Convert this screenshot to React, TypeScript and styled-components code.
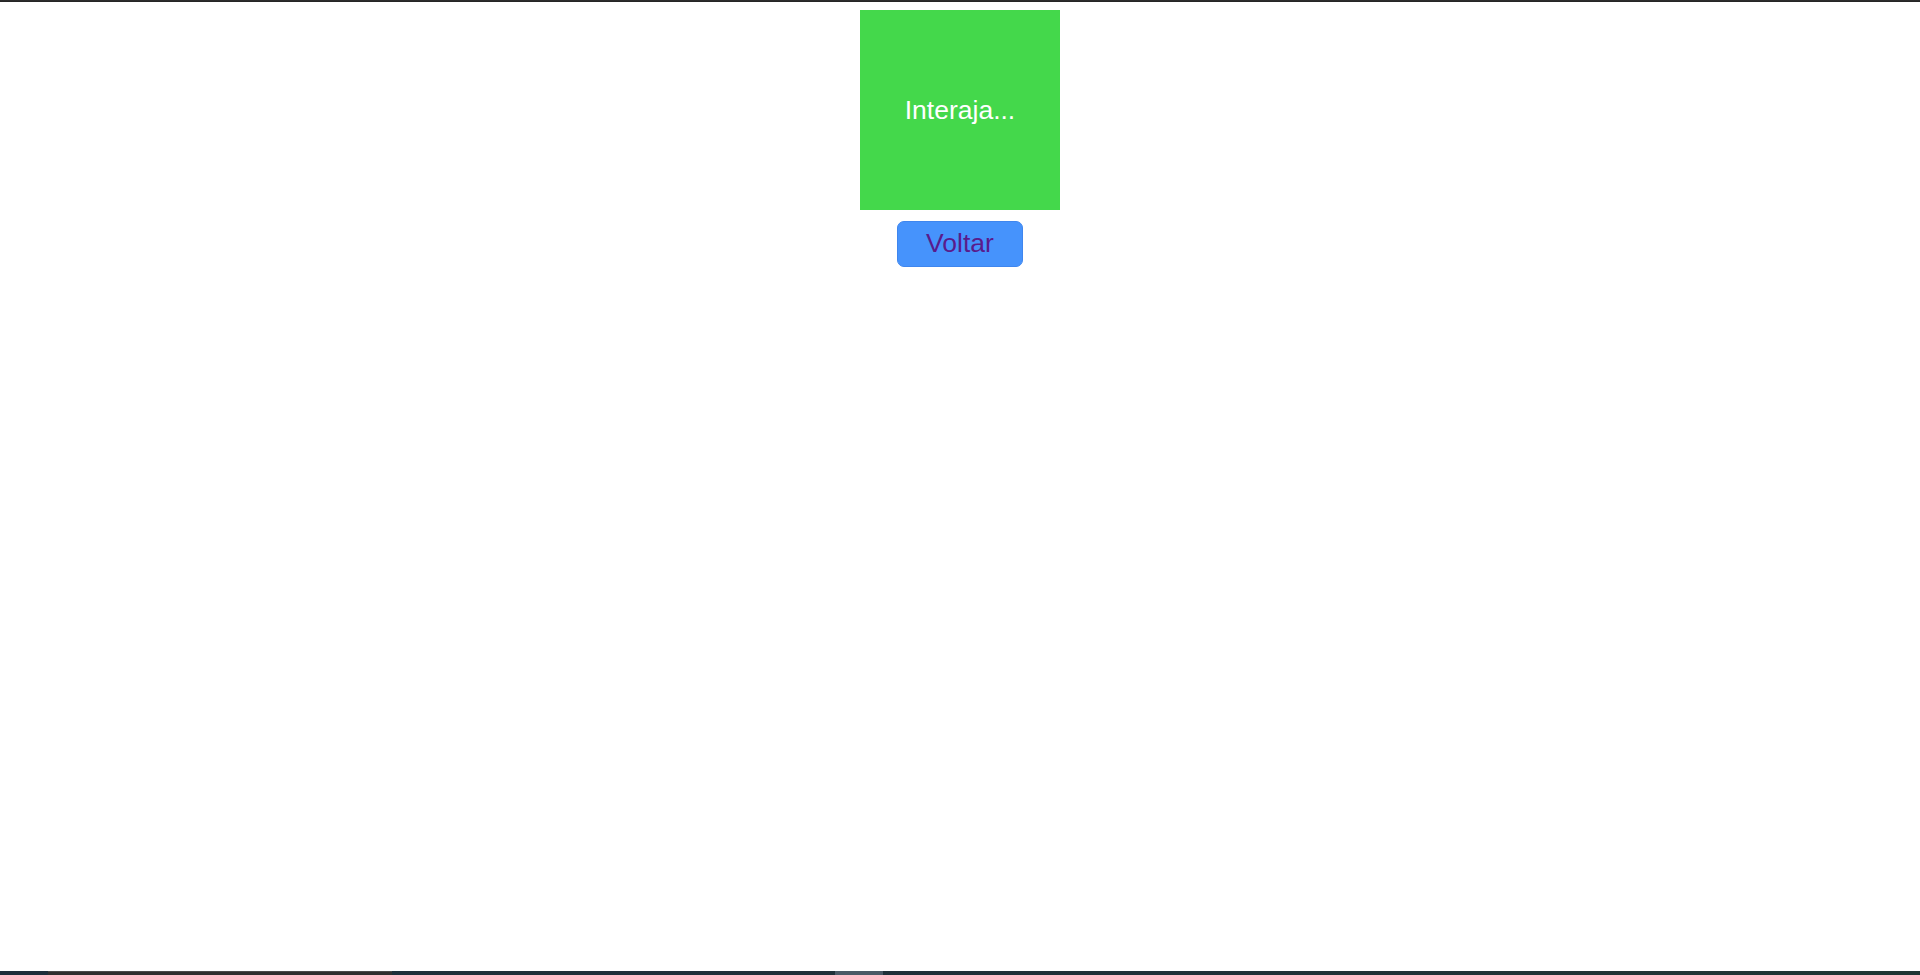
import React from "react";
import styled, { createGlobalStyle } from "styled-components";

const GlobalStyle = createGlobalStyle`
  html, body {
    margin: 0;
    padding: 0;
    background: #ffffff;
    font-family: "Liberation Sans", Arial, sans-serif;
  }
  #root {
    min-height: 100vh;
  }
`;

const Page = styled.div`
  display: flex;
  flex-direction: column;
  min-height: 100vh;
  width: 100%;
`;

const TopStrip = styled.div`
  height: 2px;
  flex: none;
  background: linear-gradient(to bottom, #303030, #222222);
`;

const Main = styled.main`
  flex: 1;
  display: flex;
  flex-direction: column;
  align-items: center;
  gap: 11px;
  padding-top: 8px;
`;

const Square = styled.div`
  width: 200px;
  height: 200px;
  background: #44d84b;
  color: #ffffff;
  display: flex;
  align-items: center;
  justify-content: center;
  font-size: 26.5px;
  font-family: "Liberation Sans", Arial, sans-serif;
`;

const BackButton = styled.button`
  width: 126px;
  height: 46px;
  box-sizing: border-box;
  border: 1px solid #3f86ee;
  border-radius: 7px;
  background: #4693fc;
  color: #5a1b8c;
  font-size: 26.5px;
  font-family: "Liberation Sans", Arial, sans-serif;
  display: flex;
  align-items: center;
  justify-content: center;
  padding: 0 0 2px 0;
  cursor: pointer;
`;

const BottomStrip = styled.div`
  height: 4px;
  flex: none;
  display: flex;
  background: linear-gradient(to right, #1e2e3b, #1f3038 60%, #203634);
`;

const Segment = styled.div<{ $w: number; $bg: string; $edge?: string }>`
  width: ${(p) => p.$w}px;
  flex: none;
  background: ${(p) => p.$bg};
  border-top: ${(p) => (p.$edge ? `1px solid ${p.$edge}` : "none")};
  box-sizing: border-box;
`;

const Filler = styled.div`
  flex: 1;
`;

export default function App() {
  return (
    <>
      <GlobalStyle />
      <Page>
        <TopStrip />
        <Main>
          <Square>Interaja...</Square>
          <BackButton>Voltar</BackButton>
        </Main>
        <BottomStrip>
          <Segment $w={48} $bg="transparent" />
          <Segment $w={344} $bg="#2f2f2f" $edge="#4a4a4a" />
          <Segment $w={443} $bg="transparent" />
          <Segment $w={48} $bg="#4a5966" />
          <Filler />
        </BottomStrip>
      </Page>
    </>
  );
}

- **SET TASK**: Each line with the string "React" in it needs to be found and copied.

- **FINAL ANSWER**:
Convert this screenshot to React, TypeScript and styled-components code.
import React from "react";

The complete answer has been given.